Una de las mentiras con las que el maligno seduce a muchas personas es hacerles creer que Dios sea enemigo del placer, mientras que por el contrario el placer es un invento de Dios. En las Cartas de Berlicche de C. S. Lewis, oímos a un diablo vetusto que desde el infierno instruye así al sobrino aprendiz de tentador, encargado de seducir a un valiente joven en la tierra: “No olvidéis nunca que cuando estamos tratando con el placer, con cualquier placer, en su forma sana y normal y satisfactorio, estamos, en un cierto sentido, en el terreno del Enemigo [el Enemigo aquí naturalmente es Dios]. Los placeres los ha inventado Él. Todo cuanto se nos permite hacer es animar a los humanos a servirse de los placeres que ha producido el Enemigo, o en los modos, o en la medida que él ha prohibido”.
Quisiera, sin embargo, sacar también una pequeña conclusión práctica de esta reflexión sobre la alegría. No revirtamos sobre los demás siempre y sólo nuestras tristezas, nuestros achaques y preocupaciones. Hay gente que cree cometer pecado o echarse encima quizás algún castigo divino por decir con sencillez: ¡soy feliz! Por el contrario, por otra parte cuánto bien hace en casa, al marido, a la mujer, a los hijos, a los ancianos, escuchar decir: ¡Estoy contento, estoy precisamente contento!

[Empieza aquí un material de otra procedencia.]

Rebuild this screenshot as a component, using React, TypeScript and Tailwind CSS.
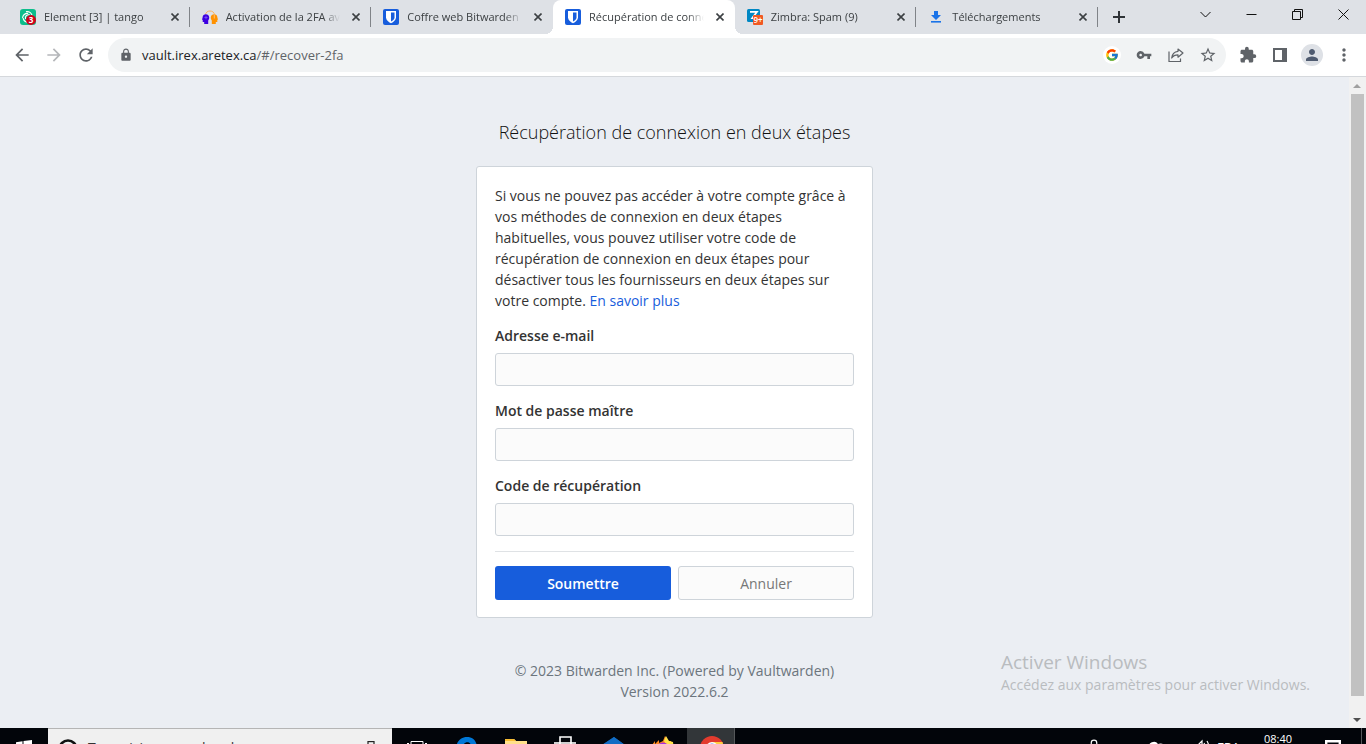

Dirijo esta llamada sobre todo a las mujeres. En un tiempo se decía que ellas son “el sol de la casa”. He aquí el mejor modo para concluir esta bella misión. Sobre todo los niños tienen necesidad de respirar aire de alegría en casa. Como las flores brotan con el calor, así los niños con la alegría. Es el mejor regalo que podéis hacerles en la Navidad, sin el cual todos los regalos no son más que sustitutos inútiles, si no hasta dañosos.